A Mother's Heart

I know I've already posted once tonight, but I just had some thoughts I wanted to share.  I've had several special days with the girls lately.  It's made me realize just how much I took my time for granted when I was staying at home full time.  Now that I don't have that luxury, I have to savor my time a little more.  The girls have also enjoyed their extra time together over the holidays.  They've gotten along really well and played together a lot.  They're at such a precious age and I want to just eat them up!

Maddie's entrance into the "3's" has been a little challenging, but she is so stinkin' cute.  I wish I could convey the level of cuteness to you through this blog.  LOL  Derek & I have had to hide our faces through chuckles during some disciplinary actions lately.  She's seeing how far she can push, but she does it with such comedic animation. And, what an imagination she has!  I'm also happy to report that she has successfully gone to bed without crying or fussing 3 nights in a row.  She has also slept in her bed until "the sun comes up" two mornings.  Progress!

Audrey is growing up before my very eyes.  She has such a sweet soul.  I love to just sit and converse with her.  Bedtime is a precious time for us.  She really seems to open up and talk to me.  I like that she asks me if things are ok to say if she isn't sure.  Today she said, "This girl in class had a shirt on that said 'Girls have more fun'. Then, this boy said, 'Akward'.  Is that ok to say?"  I'm proud she listens to me.  We talked about what's ok to say and not over a year ago.  And, she has stayed true to our conversation, asking me when she isn't sure about something.
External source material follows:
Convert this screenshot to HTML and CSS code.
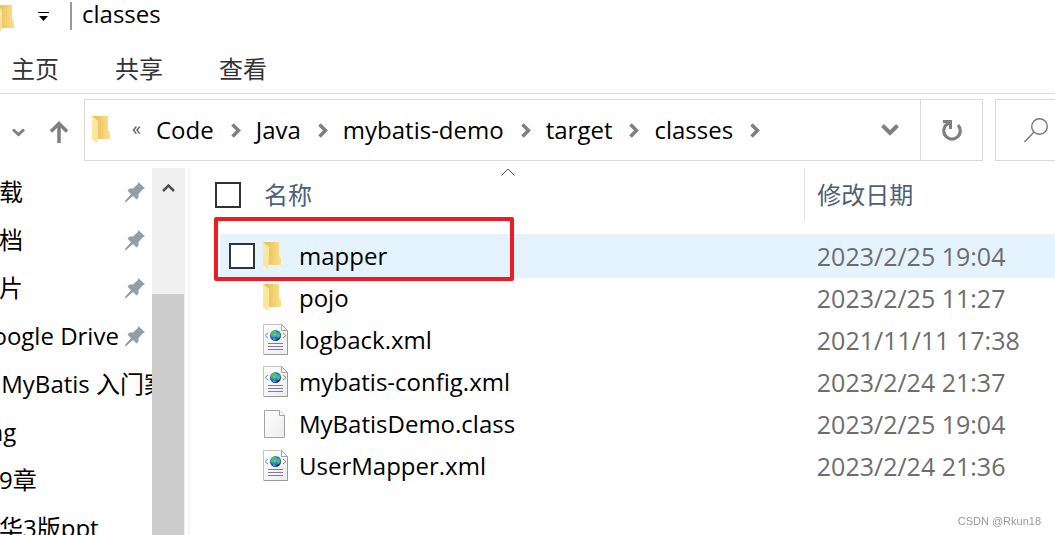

Ok, so another thought that I'm sure will be a topic of many posts in the new year... homeschooling.  It has been weighing heavily on my heart since June and hasn't really left.  Days like today just fuel the fire.  I hate the thought of missing so many hours of their lives every day.  Not only that, I'm thinking about how many of those hours they are subjected to non-academic, non-healthy (for lack of a better word) crap.  :(  Any time I've been to Audrey's kindergarten class it has been chaos.  Granted, I'm usually there when they're off schedule and doing something fun.  But, the kids don't listen at all!  How can my child, who is the quiet one, possibly be learning enough?  How can she not be consistently looked over for attention going to the ill behaved ones?  My fears, too, is that she is learning things from the other kids that we're not ready for.  I want her to be a kid for as long as she can.  I want to take a bigger part in her education.  No, I'm not a "qualified" teacher.  But, I'm not stupid.  I have a college education, just not a degree.  There are so many wonderful resources out there.  I'd really like to enroll her in a christian home school academy where she would go a couple of days a week (and curriculum is provided).  We can supplement at home and get involved with a local coop.

This may just be my own selfish desires, but I find myself surrounded by so many people lately that are successful home school parents.  Their kids are the most respectful, mature, intelligent kids around.  Their family units are so close.  I want that.  Are all of these people being brought into my life to guide me in that direction?  Or am I just reading too much into it?  I'm currently reading The Heart of Homeschooling.  I will continue to educate myself in the upcoming months and pray God's will be done in our family.  Please pray for us, as well.

1 comments:

  1. Fields said...:

    NOT at all selfish!!! Never think that. All mothers only want what is best for their child and remember only you know what that is. Never let anyone get you down just because they do not agree on your parenting choices. With that being said, I 100% agree with your reasons and will support you through prayer and a listening ear. Give this to God all the way and he will guide you on what the right choice is for your family. Hugs!